Twee dingen vallen me op bij deze tekst (dit gedicht?): de taal en de thematiek. Die taal is natuurlijk een spel: de arts en dichter Asha Karami is beter thuis in het Nederlands dan zo’n fragment zou doen vermoeden. Het is de taal van een minder taalvaardige emigrant die naar een achtergebleven familielid schrijft. Inhoudelijk keek ik wel verrast op van de zin ‘laat me je een beetje over mezelf vertellen: toen ik vijf jaar oud was […]’ enz. Daar gebeurt iets vreemds. Dit is een brief naar iemand die de ik-figuur goed kent. Die hoef je dus niet uit te leggen wie je bent. Het doet mij een beetje denken aan de vijfde brief uit Sara Burgerhart (1782), waarin Sara aan haar beste vriendin Anna Willis haar achtergrond schetst. Die brief was natuurlijk niet voor Anna bestemd, die weet dat allemaal wel, maar voor de lezer die aan het begin van de roman nog geen volledig beeld van Sara heeft. Omdat de ‘brieven’ uit Godface gedichten zijn, zijn ze natuurlijk sowieso voor de lezer bestemd. Ze lijken een aanvulling op de geheimzinnige flaptekst, die we zodoende misschien wel als het eerste gedicht van de bundel kunnen beschouwen. De mystificatie gaat verder. De derde ‘brief’ opent met ‘ik ben geboren op 34-jarige leeftijd en waar ben jij. mijn kind is jarig op 23 juli en jaarlijks herhaalt jouw en mijn verhaal.’

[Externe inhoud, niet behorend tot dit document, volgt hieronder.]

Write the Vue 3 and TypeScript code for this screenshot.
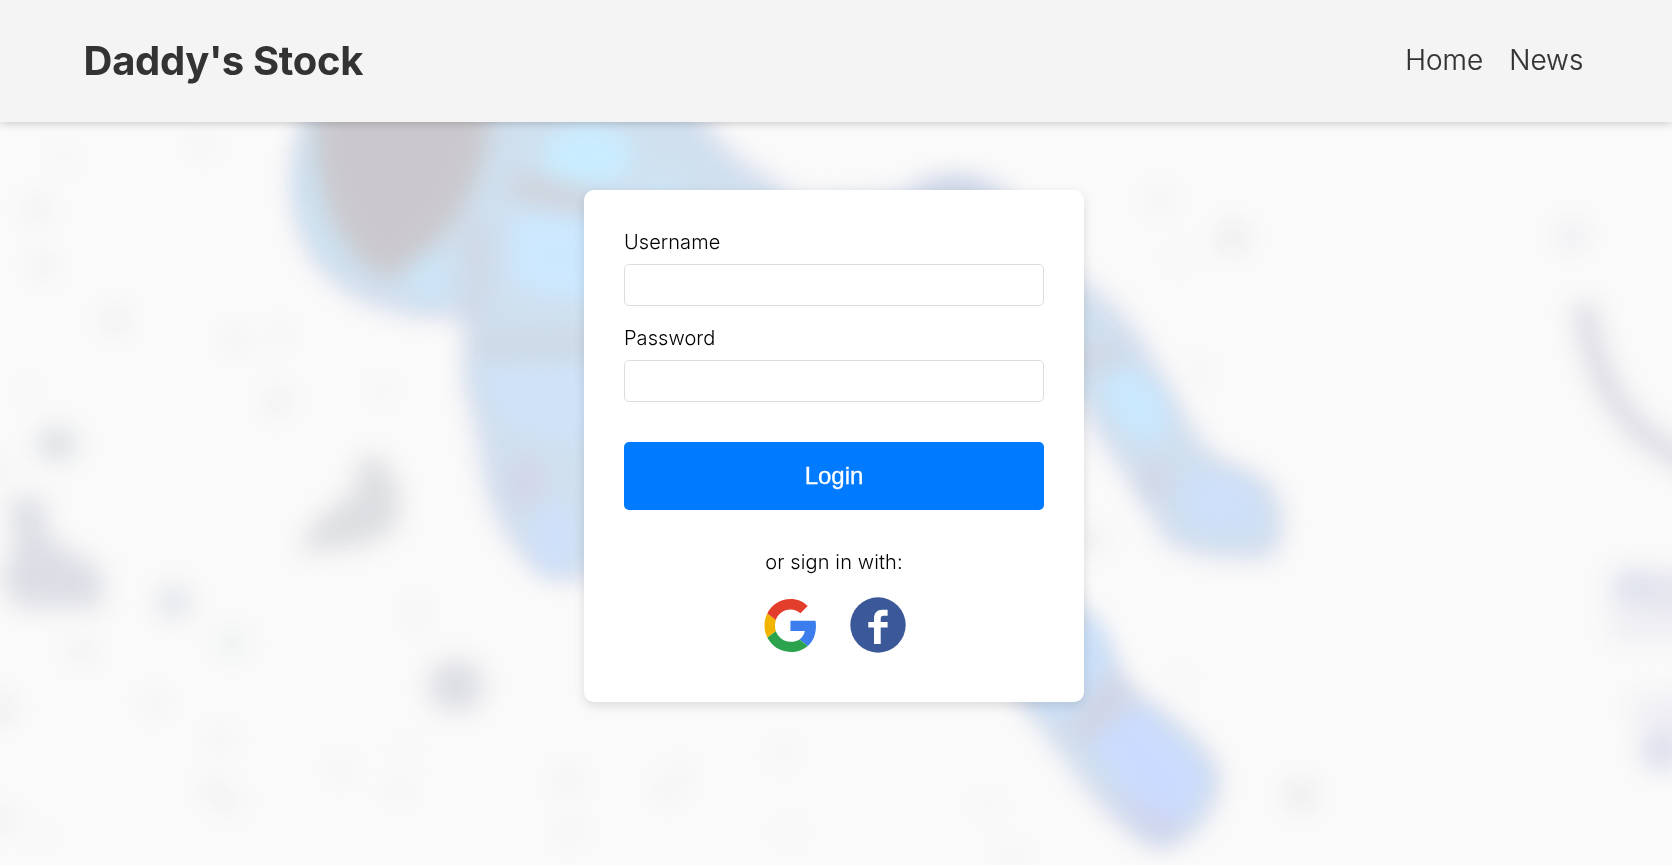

Brieven of gedichten? Auteursbiografie of fictie? Yogadocent of ringarts? Het zijn vragen die er in feite niet zo veel toe doen. Een belangrijker vraag is die naar de werking van deze poëzie. En die is er zeker: ze vervreemdt, ontregelt, misleidt en verbeeldt dat het een lieve lust is! Het leven in deze gedichten bestaat vooral in het hoofd. Van de dichter? Nee, van de lezer. Juist daarom is die slotregel uit ‘een lichaam’ misschien wel de meest wezenlijke uit de hele bundel.

‘ik ga weer slapen want ik heb nog niet gedroomd’

Jan de Jong

Asha Karami – Godface. De Bezige Bij, Amsterdam. 104 blz. € 22,99.